Activation Functions and their Derivatives#

WIP

Sigmoid#

  • Ranges between 0 and 1

  • Good choice for hidden layer when all the input variables are positive

\[ \sigma(x) = \frac{1}{1 - e^{-x}}\]
\[ \sigma'(x) = \sigma(x) \times \sigma(1-x) \]

Tanh#

  • Ranges between -1 and 1

\[ \sigma(x) = \frac{e^x - e^{-x}}{e^x + e^{-x}} \]
\[ \sigma'(x) = 1 - \sigma(x)^2 \]

ReLU#

  • Very popular choice

  • Note derivative technically does not exist as it is not a continuous function.
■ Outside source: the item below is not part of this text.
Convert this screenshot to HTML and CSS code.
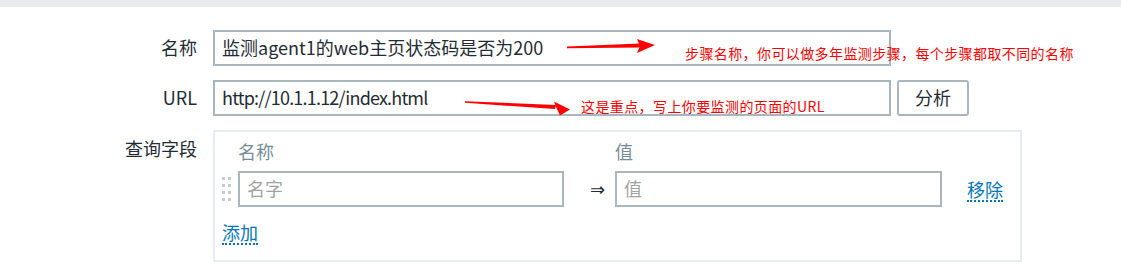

In practice we ignore this

\[\begin{split} \sigma(x) = \begin{cases} x, & \text{if } x \geq 0\\ 0, & \text{otherwise} \end{cases} \end{split}\]
\[\begin{split} \sigma'(x) = \begin{cases} 1, & \text{if } x \geq 0\\ 0, & \text{otherwise} \end{cases} \end{split}\]

Linear#

  • Should only ever be used in the output layer for continuous outputs

\[ \sigma(x) = x \]
\[ \sigma'(x) = 1 \]